Like a glistening treasure chest in the basement of the Earth Sciences Building, the Mineralogy/Petrology Museum exhibits approximately 1,000 specimens for teaching, research and community outreach purposes. Three different University of Alberta Museums collections, all under the Department of Earth and Atmospheric Sciences, are represented in the museum. These include the Mineralogy/Petrology Collection, the Meteorite Collection and the Drill Core Collection.
The earliest museum collecting on campus began in 1912 under what was then called the Department of Geology, making this the oldest museum on campus and one of the oldest systematic collections in Canada. The geology museum, as it was known in the early years, was originally located in Assiniboia Hall prior to moving to the third floor of the Old Arts Building.
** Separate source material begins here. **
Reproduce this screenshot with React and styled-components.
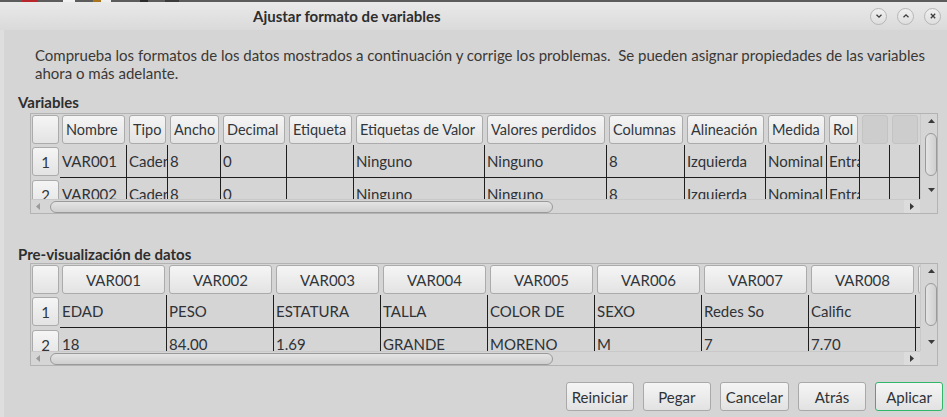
import React from 'react'
import styled, { createGlobalStyle } from 'styled-components'

const GlobalStyle = createGlobalStyle`
  html, body {
    margin: 0;
    padding: 0;
    background: #d5d5d5;
  }
  body {
    width: 947px;
    height: 417px;
    overflow: hidden;
    font-family: Lato, "Noto Sans", sans-serif;
    font-size: 15px;
    color: #3a3a3a;
  }
`

const varCols = [
  { label: 'Nombre', w: 67 },
  { label: 'Tipo', w: 41 },
  { label: 'Ancho', w: 53 },
  { label: 'Decimal', w: 66 },
  { label: 'Etiqueta', w: 67 },
  { label: 'Etiquetas de Valor', w: 131 },
  { label: 'Valores perdidos', w: 122 },
  { label: 'Columnas', w: 78 },
  { label: 'Alineación', w: 81 },
  { label: 'Medida', w: 61 },
  { label: 'Rol', w: 33 },
  { label: '', w: 30, off: true },
  { label: '', w: 30, off: true },
  { label: '', w: 60, off: true },
]

const varRows = [
  ['VAR001', 'Cadena', '8', '0', '', 'Ninguno', 'Ninguno', '8', 'Izquierda', 'Nominal', 'Entrada', '', '', ''],
  ['VAR002', 'Cadena', '8', '0', '', 'Ninguno', 'Ninguno', '8', 'Izquierda', 'Nominal', 'Entrada', '', '', ''],
]

const previewCols = ['VAR001', 'VAR002', 'VAR003', 'VAR004', 'VAR005', 'VAR006', 'VAR007', 'VAR008', 'VAR009'].map(
  (label) => ({ label, w: 107 })
)

const previewRows = [
  ['EDAD', 'PESO', 'ESTATURA', 'TALLA', 'COLOR DE', 'SEXO', 'Redes So', 'Calific', ''],
  ['18', '84.00', '1.69', 'GRANDE', 'MORENO', 'M', '7', '7.70', ''],
]

const Arrow = ({ dir }) => {
  const pts = {
    up: '0,5 3.5,1 7,5',
    down: '0,1 3.5,5 7,1',
    left: '5,0 1,3.5 5,7',
    right: '1,0 5,3.5 1,7',
  }[dir]
  const wide = dir === 'up' || dir === 'down'
  return (
    <svg width={wide ? 7 : 6} height={wide ? 6 : 7} viewBox={wide ? '0 0 7 6' : '0 0 6 7'}>
      <polygon points={pts} fill={dir === 'left' ? '#9a9a9a' : '#3a3a3a'} />
    </svg>
  )
}

const WinIcon = ({ kind }) => (
  <svg width="8" height="8" viewBox="0 0 8 8">
    {kind === 'down' && <polyline points="1.5,2.8 4,5.2 6.5,2.8" fill="none" stroke="#3c3c3c" strokeWidth="1.3" />}
    {kind === 'up' && <polyline points="1.5,5.2 4,2.8 6.5,5.2" fill="none" stroke="#3c3c3c" strokeWidth="1.3" />}
    {kind === 'close' && (
      <path d="M1.8 1.8 L6.2 6.2 M6.2 1.8 L1.8 6.2" stroke="#3c3c3c" strokeWidth="1.3" />
    )}
  </svg>
)

const DataTable = ({ cols, rows, centered, tall }) => (
  <Frame $tall={tall}>
    <Viewport>
      <HeaderRow>
        <RowHead>
          <HeadButton $corner />
        </RowHead>
        {cols.map((c, i) => (
          <HeadCell key={i} $w={c.w}>
            <HeadButton $off={c.off} $centered={centered}>{c.label}</HeadButton>
          </HeadCell>
        ))}
      </HeaderRow>
      {rows.map((r, ri) => (
        <DataRow key={ri}>
          <RowHead>
            <HeadButton $num>{ri + 1}</HeadButton>
          </RowHead>
          {cols.map((c, ci) => (
            <Cell key={ci} $w={c.w}>{r[ci]}</Cell>
          ))}
        </DataRow>
      ))}
    </Viewport>
    <VScroll>
      <Arrow dir="up" />
      <VThumb />
      <Spacer />
      <Arrow dir="down" />
    </VScroll>
    <HScroll>
      <HLeft>
        <Arrow dir="left" />
      </HLeft>
      <HThumb />
      <Spacer />
      <HRight>
        <Arrow dir="right" />
      </HRight>
    </HScroll>
    <Corner />
  </Frame>
)

export default function App() {
  return (
    <Window>
      <GlobalStyle />
      <Desktop>
        <Chip $x={22} $w={16} $c="#b8252a" />
        <Chip $x={63} $w={12} $c="#f2f2f2" />
        <Chip $x={93} $w={8} $c="#a8741c" />
        <Chip $x={101} $w={10} $c="#eeeeee" />
        <Chip $x={140} $w={8} $c="#2b2b2b" />
        <Chip $x={165} $w={14} $c="#3a3a3a" />
      </Desktop>
      <TitleBar>
        <Title>Ajustar formato de variables</Title>
        <Controls>
          <WinButton><WinIcon kind="down" /></WinButton>
          <WinButton><WinIcon kind="up" /></WinButton>
          <WinButton><WinIcon kind="close" /></WinButton>
        </Controls>
      </TitleBar>
      <Body>
        <Intro>
          <span>Comprueba los formatos de los datos mostrados a continuación y corrige los problemas.&nbsp; Se pueden asignar propiedades de las variables</span>
          <span>ahora o más adelante.</span>
        </Intro>
        <SectionLabel $top={11}>Variables</SectionLabel>
        <DataTable cols={varCols} rows={varRows} />
        <SectionLabel $top={31}>Pre-visualización de datos</SectionLabel>
        <DataTable cols={previewCols} rows={previewRows} centered tall />
        <Actions>
          <Button>Reiniciar</Button>
          <Button>Pegar</Button>
          <Button>Cancelar</Button>
          <Button>Atrás</Button>
          <Button $primary>Aplicar</Button>
        </Actions>
      </Body>
    </Window>
  )
}

const Window = styled.div`
  display: flex;
  flex-direction: column;
  width: 947px;
  height: 417px;
  background: #d5d5d5;
`

const Desktop = styled.div`
  position: relative;
  height: 2px;
  background: #5c5c5c;
  flex-shrink: 0;
`

const Chip = styled.span`
  position: absolute;
  top: 0;
  left: ${(p) => p.$x}px;
  width: ${(p) => p.$w}px;
  height: 2px;
  background: ${(p) => p.$c};
`

const TitleBar = styled.div`
  display: flex;
  align-items: center;
  height: 28px;
  flex-shrink: 0;
  background: linear-gradient(#e9e9e9, #dadada);
`

const Title = styled.div`
  margin-left: 253px;
  font-weight: 700;
  font-size: 15px;
  color: #2e2e2e;
`

const Controls = styled.div`
  display: flex;
  gap: 10px;
  margin-left: auto;
  padding-right: 6px;
`

const WinButton = styled.div`
  display: flex;
  align-items: center;
  justify-content: center;
  width: 15px;
  height: 15px;
  border-radius: 50%;
  border: 1px solid #b6b6b6;
  background: linear-gradient(#f0f0f0, #dedede);
`

const Body = styled.div`
  display: flex;
  flex-direction: column;
  flex: 1;
  border-left: 4px solid #dedede;
`

const Intro = styled.p`
  display: flex;
  flex-direction: column;
  margin: 16px 0 0 31px;
  line-height: 18px;
  white-space: nowrap;
  color: #3b3836;
`

const SectionLabel = styled.div`
  margin: ${(p) => p.$top}px 0 0 14px;
  line-height: 18px;
  font-weight: 700;
  color: #2e2e2e;
`

const Frame = styled.div`
  display: grid;
  grid-template-columns: 889px 17px;
  grid-template-rows: ${(p) => (p.$tall ? 87 : 85)}px 14px;
  margin: ${(p) => (p.$tall ? 0 : 2)}px 9px 0 26px;
  border: 1px solid #b3b3b3;
  overflow: hidden;
`

const Viewport = styled.div`
  overflow: hidden;
  position: relative;
`

const HeaderRow = styled.div`
  display: flex;
  align-items: center;
  height: 31px;
  width: max-content;
`

const DataRow = styled.div`
  display: flex;
  align-items: center;
  height: 33px;
  width: max-content;
`

const RowHead = styled.div`
  display: flex;
  align-items: center;
  width: 29px;
  height: 100%;
  padding-left: 1px;
  box-sizing: border-box;
`

const HeadCell = styled.div`
  display: flex;
  align-items: center;
  width: ${(p) => p.$w}px;
  height: 100%;
  padding: 0 2px;
  box-sizing: border-box;
`

const HeadButton = styled.div`
  display: flex;
  align-items: center;
  justify-content: ${(p) => (p.$centered || p.$num ? 'center' : 'flex-start')};
  width: ${(p) => (p.$corner || p.$num ? '27px' : '100%')};
  height: 29px;
  padding: ${(p) => (p.$centered || p.$num ? '0' : '0 0 0 3px')};
  box-sizing: border-box;
  border: 1px solid ${(p) => (p.$off ? '#c3c3c3' : '#ababab')};
  border-radius: 3px;
  background: ${(p) => (p.$off ? '#cdcdcd' : 'linear-gradient(#f5f5f5, #e3e3e3)')};
  color: #31363b;
  font-size: ${(p) => (p.$centered || p.$num ? '15px' : '14.5px')};
  white-space: nowrap;
  overflow: hidden;
`

const Cell = styled.div`
  width: ${(p) => p.$w}px;
  height: 33px;
  line-height: 32px;
  padding-left: 2px;
  box-sizing: border-box;
  border-right: 1px solid #1e1e1e;
  border-bottom: 1px solid #1e1e1e;
  white-space: nowrap;
  overflow: hidden;
  color: #2f3236;
`

const VScroll = styled.div`
  display: flex;
  flex-direction: column;
  align-items: center;
  padding: 4px 0 6px 4px;
  box-sizing: border-box;
  border-left: 1px solid #c9c9c9;
`

const VThumb = styled.div`
  width: 12px;
  height: 43px;
  margin-top: 9px;
  box-sizing: border-box;
  border: 1px solid #9a9a9a;
  border-radius: 6px;
  background: linear-gradient(90deg, #e4e4e4, #cfcfcf);
`

const Spacer = styled.div`
  flex: 1;
`

const HScroll = styled.div`
  display: flex;
  align-items: center;
  border-top: 1px solid #c9c9c9;
`

const HLeft = styled.div`
  display: flex;
  justify-content: center;
  width: 14px;
`

const HThumb = styled.div`
  width: 503px;
  height: 12px;
  margin-left: 5px;
  box-sizing: border-box;
  border: 1px solid #9a9a9a;
  border-radius: 6px;
  background: linear-gradient(#e4e4e4, #cfcfcf);
`

const HRight = styled.div`
  display: flex;
  align-items: center;
  justify-content: center;
  width: 16px;
  height: 100%;
  background: #dcdcdc;
`

const Corner = styled.div`
  background: #d5d5d5;
`

const Actions = styled.div`
  display: flex;
  justify-content: flex-end;
  gap: 9px;
  margin-top: 16px;
  padding-right: 4px;
`

const Button = styled.div`
  display: flex;
  align-items: center;
  justify-content: center;
  min-width: 68px;
  height: 29px;
  padding: 0 5px;
  box-sizing: border-box;
  border: 1px solid ${(p) => (p.$primary ? '#31b66a' : '#a9a9a9')};
  border-radius: 3px;
  background: linear-gradient(#f5f5f5, #e2e2e2);
  color: #2f3236;
  font-size: 15px;
`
In 1959-60, it moved to its current location in the Earth Sciences Building, then known as the Agricultural Building.
The museum is divided into petrology and mineralogy, or the study of rocks and the study of minerals. As a refresher for non-geologists, rocks are composed of one or more minerals while minerals are naturally occurring solids. Some of the museum exhibits include presentations on the Canadian Shield, the Canadian Cordillera region, the geology of Alberta, and the rock cycle, including igneous, sedimentary and metamorphic groupings. These exhibits represent significant scientific discoveries, but they also hold incredible aesthetic appeal for visitors who constantly marvel at the varied colours, textures and lustres of the specimens.
The ever-popular fluorescent exhibit displays the spectacular properties of different rocks and minerals when exposed to long and short-wave light. A new addition to this exhibit also includes a vial of the oft-maligned and always controversial crude oil.
Another impressive exhibit features meteorites from around the world. The Meteorite Collection is the largest university-based collection of meteorites in Canada, housing roughly 1,100 specimens from more than 130 different meteorites, a fraction of which are exhibited in the museum. A scale model of the Whitecourt impact crater shows just how massive the effect of meteorites can be on the Earth’s surface. Museum visitors can even touch a meteorite on the “touchable table.”
Other highlights include an exhibit of diamonds “in the rough,” on permanent loan from De Beers, as well as a massive specimen of native copper that’s more than 625 million years old.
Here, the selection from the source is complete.